As an update, I’d like to share that the pilot group had been extended beyond the original six sessions. This week a new and highly significant door opened for the first time. Our first Inspirational Beats question was: "How does it feel to be out of control of your own life?"
Their frank responses took us to a guarded realm of shattered hearts, broken dreams, injustice and pain. We came face to face with a myriad of trials and tribulations, and allowed each person to reveal themselves without judgment. A broken teen recounted a searing court sentence, and drummed a painful dis-empowering emotional response. All participants listened intently and responded with similar stories. Several asked, "Did you cry?" A quiet participant sitting next to me murmured, "Of course, we ALL cried."

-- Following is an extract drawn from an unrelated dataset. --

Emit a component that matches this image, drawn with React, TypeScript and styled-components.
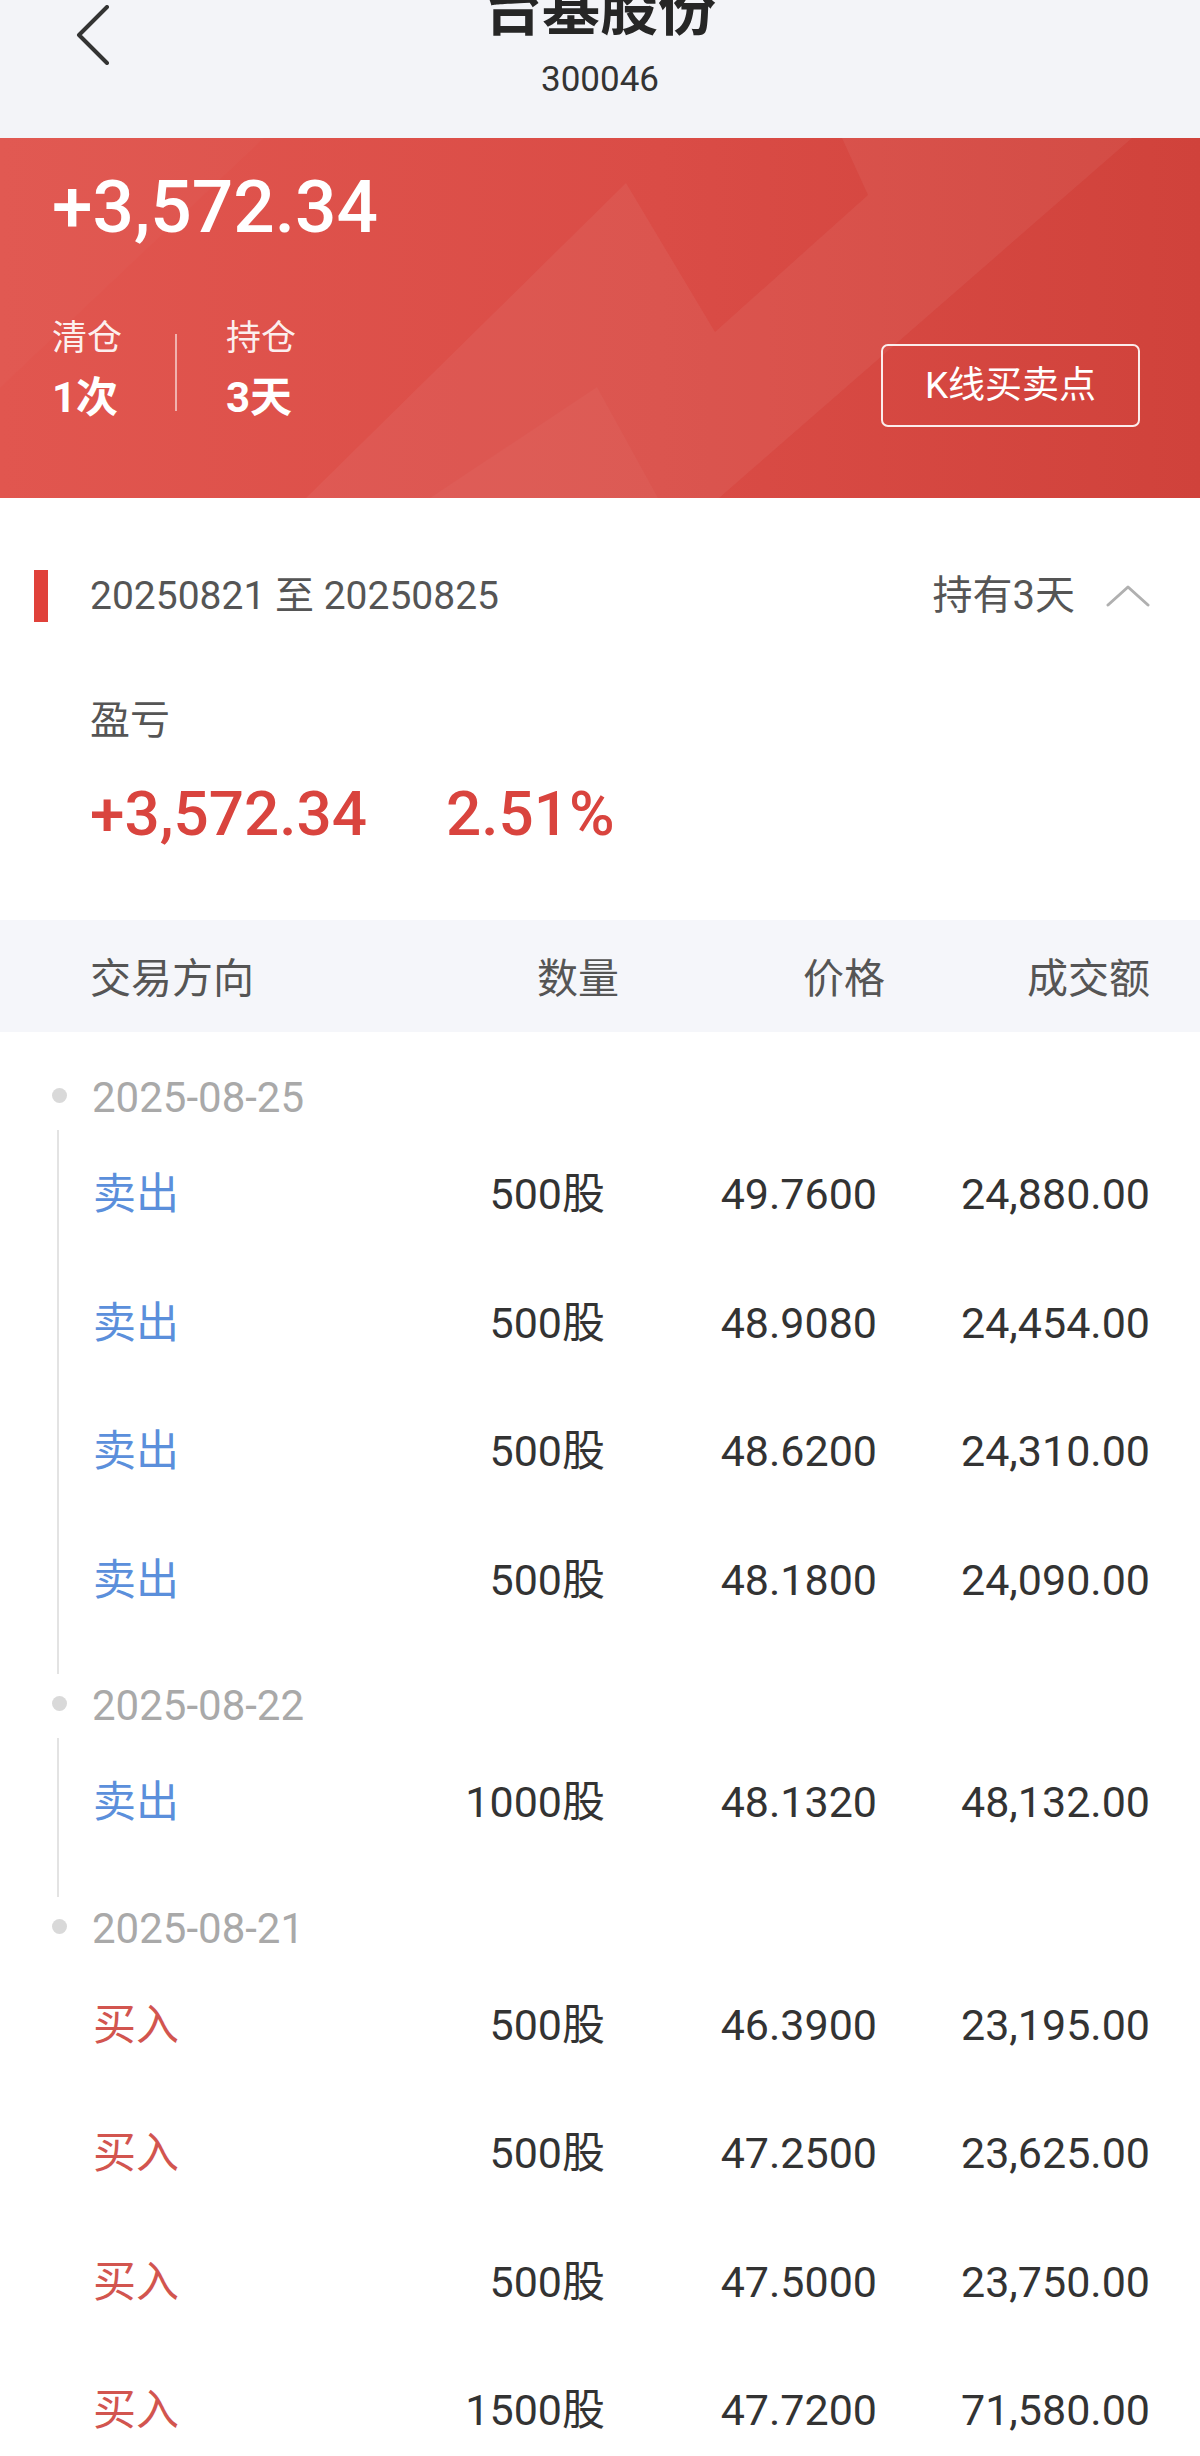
import React from 'react';
import styled, { createGlobalStyle } from 'styled-components';

const GlobalStyle = createGlobalStyle`
  html, body {
    margin: 0;
    padding: 0;
    background: #ffffff;
  }
  body {
    font-family: Roboto, "Noto Sans CJK SC", sans-serif;
    -webkit-font-smoothing: antialiased;
  }
`;

const Page = styled.div`
  width: 1200px;
  height: 2456px;
  overflow: hidden;
  background: #ffffff;
`;

/* ---------- top bar ---------- */

const Header = styled.header`
  height: 138px;
  background: #f3f4f8;
  display: grid;
  grid-template-columns: 1fr auto 1fr;
  align-items: start;
  overflow: hidden;
`;

const BackButton = styled.button`
  justify-self: start;
  display: flex;
  width: 36px;
  height: 60px;
  margin: 5px 0 0 75px;
  padding: 0;
  border: 0;
  background: none;
  cursor: pointer;
`;

const TitleBlock = styled.div`
  display: flex;
  flex-direction: column;
  align-items: center;
`;

const Title = styled.h1`
  margin: -19px 0 0;
  font-size: 58px;
  line-height: 58px;
  font-weight: 700;
  color: #262626;
`;

const Code = styled.div`
  margin-top: 21px;
  font-size: 35px;
  line-height: 40px;
  color: #333333;
`;

/* ---------- red summary banner ---------- */

const Banner = styled.section`
  position: relative;
  height: 360px;
  box-sizing: border-box;
  padding: 29px 60px 0 52px;
  overflow: hidden;
  color: #ffffff;
  background: linear-gradient(90deg, #e1564f 0%, #da4c46 55%, #d0423b 100%);
`;

const BannerArt = styled.svg`
  position: absolute;
  inset: 0;
  width: 100%;
  height: 100%;
  pointer-events: none;
`;

const BannerBody = styled.div`
  position: relative;
`;

const BigProfit = styled.div`
  font-size: 73px;
  line-height: 80px;
  font-weight: 500;
`;

const BannerRow = styled.div`
  margin-top: 70px;
  display: flex;
  align-items: flex-end;
`;

const Stats = styled.div`
  display: flex;
  align-items: center;
`;

const Stat = styled.div`
  display: flex;
  flex-direction: column;
`;

const StatLabel = styled.span`
  font-size: 35px;
  line-height: 44px;
  color: rgba(255, 255, 255, 0.92);
`;

const StatValue = styled.span`
  margin-top: 8px;
  font-size: 42px;
  line-height: 58px;
  font-weight: 700;
`;

const StatDivider = styled.div`
  width: 2px;
  height: 77px;
  margin: 0 49px 0 53px;
  background: rgba(255, 255, 255, 0.55);
`;

const KlineButton = styled.button`
  margin-left: auto;
  width: 259px;
  height: 83px;
  box-sizing: border-box;
  padding-top: 2px;
  border: 2px solid rgba(255, 255, 255, 0.9);
  border-radius: 7px;
  background: transparent;
  color: #ffffff;
  font-family: inherit;
  font-size: 37px;
  line-height: 44px;
  cursor: pointer;
`;

/* ---------- holding period ---------- */

const RangeRow = styled.div`
  margin-top: 68px;
  height: 60px;
  padding: 0 50px 0 34px;
  display: flex;
  align-items: center;
`;

const RangeMark = styled.span`
  width: 14px;
  height: 52px;
  margin-right: 42px;
  background: #e0413a;
`;

const RangeText = styled.span`
  font-size: 39px;
  line-height: 60px;
  color: #555555;
`;

const HoldToggle = styled.div`
  margin-left: auto;
  display: flex;
  align-items: center;
  gap: 31px;
  font-size: 40px;
  line-height: 60px;
  color: #555555;
`;

const Pnl = styled.div`
  margin-top: 70px;
  padding-left: 90px;
`;

const PnlLabel = styled.div`
  font-size: 40px;
  line-height: 50px;
  color: #555555;
`;

const PnlValues = styled.div`
  margin-top: 33px;
  display: flex;
  gap: 79px;
  font-size: 62px;
  line-height: 70px;
  font-weight: 500;
  color: #d9443e;
`;

/* ---------- trade table ---------- */

const Columns = styled.div<{ $template: string }>`
  display: grid;
  grid-template-columns: ${({ $template }) => $template};
  align-items: center;
`;

const TableHead = styled(Columns)`
  margin-top: 71px;
  height: 112px;
  box-sizing: border-box;
  padding: 6px 50px 0 90px;
  background: #f5f6fa;
  font-size: 41px;
  line-height: 50px;
  color: #555555;
`;

const HeadCell = styled.span<{ $right?: boolean }>`
  text-align: ${({ $right }) => ($right ? 'right' : 'left')};
`;

const Timeline = styled.div`
  padding-top: 34px;
`;

const DateRow = styled.div`
  height: 64px;
  padding-left: 52px;
  display: flex;
  align-items: center;
`;

const Dot = styled.span`
  width: 15px;
  height: 15px;
  margin: -5px 25px 0 0;
  border-radius: 50%;
  background: #d9d9d9;
`;

const DateText = styled.span`
  font-size: 42px;
  line-height: 50px;
  color: #a9a9a9;
`;

const GroupBody = styled.div<{ $line: boolean }>`
  margin-left: 57px;
  padding: 0 50px 30px 34px;
  border-left: 2px solid ${({ $line }) => ($line ? '#e3e3e3' : 'transparent')};
`;

const TradeRow = styled(Columns)`
  height: 128.5px;
  font-size: 43px;
  line-height: 50px;
  color: #333333;
`;

const Direction = styled.span<{ $side: 'buy' | 'sell' }>`
  color: ${({ $side }) => ($side === 'sell' ? '#5b8fdb' : '#d2554f')};
`;

const Num = styled.span`
  text-align: right;
`;

type Trade = { side: 'buy' | 'sell'; qty: string; price: string; amount: string };
type Group = { date: string; trades: Trade[] };

const groups: Group[] = [
  {
    date: '2025-08-25',
    trades: [
      { side: 'sell', qty: '500股', price: '49.7600', amount: '24,880.00' },
      { side: 'sell', qty: '500股', price: '48.9080', amount: '24,454.00' },
      { side: 'sell', qty: '500股', price: '48.6200', amount: '24,310.00' },
      { side: 'sell', qty: '500股', price: '48.1800', amount: '24,090.00' },
    ],
  },
  {
    date: '2025-08-22',
    trades: [{ side: 'sell', qty: '1000股', price: '48.1320', amount: '48,132.00' }],
  },
  {
    date: '2025-08-21',
    trades: [
      { side: 'buy', qty: '500股', price: '46.3900', amount: '23,195.00' },
      { side: 'buy', qty: '500股', price: '47.2500', amount: '23,625.00' },
      { side: 'buy', qty: '500股', price: '47.5000', amount: '23,750.00' },
      { side: 'buy', qty: '1500股', price: '47.7200', amount: '71,580.00' },
    ],
  },
];

const ROW_COLS = '1fr 270px 272px 273px';
const HEAD_COLS = '1fr 284px 266px 265px';

const App: React.FC = () => {
  return (
    <Page>
      <GlobalStyle />
      <Header>
        <BackButton aria-label="返回">
          <svg width="36" height="60" viewBox="0 0 36 60">
            <polyline
              points="32,2 4,30 32,58"
              fill="none"
              stroke="#333"
              strokeWidth="4"
              strokeLinecap="round"
              strokeLinejoin="round"
            />
          </svg>
        </BackButton>
        <TitleBlock>
          <Title>台基股份</Title>
          <Code>300046</Code>
        </TitleBlock>
      </Header>

      <Banner>
        <BannerArt viewBox="0 0 1200 360" preserveAspectRatio="none">
          <polygon
            points="306,360 626,45 715,194 868,57 842,0 1132,0 719,360"
            fill="#ffffff"
            fillOpacity="0.05"
          />
          <polygon points="430,360 597,249 658,360" fill="#ffffff" fillOpacity="0.03" />
          <polygon points="0,0 264,0 0,250" fill="#ffffff" fillOpacity="0.02" />
        </BannerArt>
        <BannerBody>
          <BigProfit>+3,572.34</BigProfit>
          <BannerRow>
            <Stats>
              <Stat>
                <StatLabel>清仓</StatLabel>
                <StatValue>1次</StatValue>
              </Stat>
              <StatDivider />
              <Stat>
                <StatLabel>持仓</StatLabel>
                <StatValue>3天</StatValue>
              </Stat>
            </Stats>
            <KlineButton>K线买卖点</KlineButton>
          </BannerRow>
        </BannerBody>
      </Banner>

      <RangeRow>
        <RangeMark />
        <RangeText>20250821 至 20250825</RangeText>
        <HoldToggle>
          持有3天
          <svg width="44" height="22" viewBox="0 0 44 22">
            <polyline
              points="2,20 22,2 42,20"
              fill="none"
              stroke="#b0b0b0"
              strokeWidth="3"
              strokeLinecap="round"
              strokeLinejoin="round"
            />
          </svg>
        </HoldToggle>
      </RangeRow>

      <Pnl>
        <PnlLabel>盈亏</PnlLabel>
        <PnlValues>
          <span>+3,572.34</span>
          <span>2.51%</span>
        </PnlValues>
      </Pnl>

      <TableHead $template={HEAD_COLS}>
        <HeadCell>交易方向</HeadCell>
        <HeadCell $right>数量</HeadCell>
        <HeadCell $right>价格</HeadCell>
        <HeadCell $right>成交额</HeadCell>
      </TableHead>

      <Timeline>
        {groups.map((g, gi) => (
          <div key={g.date}>
            <DateRow>
              <Dot />
              <DateText>{g.date}</DateText>
            </DateRow>
            <GroupBody $line={gi < groups.length - 1}>
              {g.trades.map((t, i) => (
                <TradeRow key={i} $template={ROW_COLS}>
                  <Direction $side={t.side}>{t.side === 'sell' ? '卖出' : '买入'}</Direction>
                  <Num>{t.qty}</Num>
                  <Num>{t.price}</Num>
                  <Num>{t.amount}</Num>
                </TradeRow>
              ))}
            </GroupBody>
          </div>
        ))}
      </Timeline>
    </Page>
  );
};

export default App;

If that had not been enough to jar each of us, there was no way I could have predicted the responses to the second question: "What one thing can I take control of in order to make my life better today?"
"I can begin to control my angry reactions."
"I must learn to control my thoughts."
"I need to begin by caring about myself."
"I need to learn better behaviors."
"My talents can help me and I will use them better."
A very embittered young man announced, "I will start to control my mouth."
Staring at the floor, a fifteen year old uttered, "I have to control my lying."
As a facilitator, I truly cannot analyze what took place in the hearts of each person this week. Yet it was their genuine heart-felt responses coupled with amazing trust and spontaneity that I will always remember. The unraveling of each person's saga wasn't nearly as relevant as the fact that in their own way, they achieved the courage to face their windmills, and were now prepared to move onward.
Reflecting upon what I have learned as a facilitator, it's apparent that the anticipation of a group's transformation seems somewhat like waiting for a long cold bitter winter to end. It's not surprising that unanticipated storms stand between today and the revelation of Spring. Then one day the earth suddenly reveals its green splendor. While defining that moment is often challenging, experiencing it first hand is a privilege? and I will never be quite the same.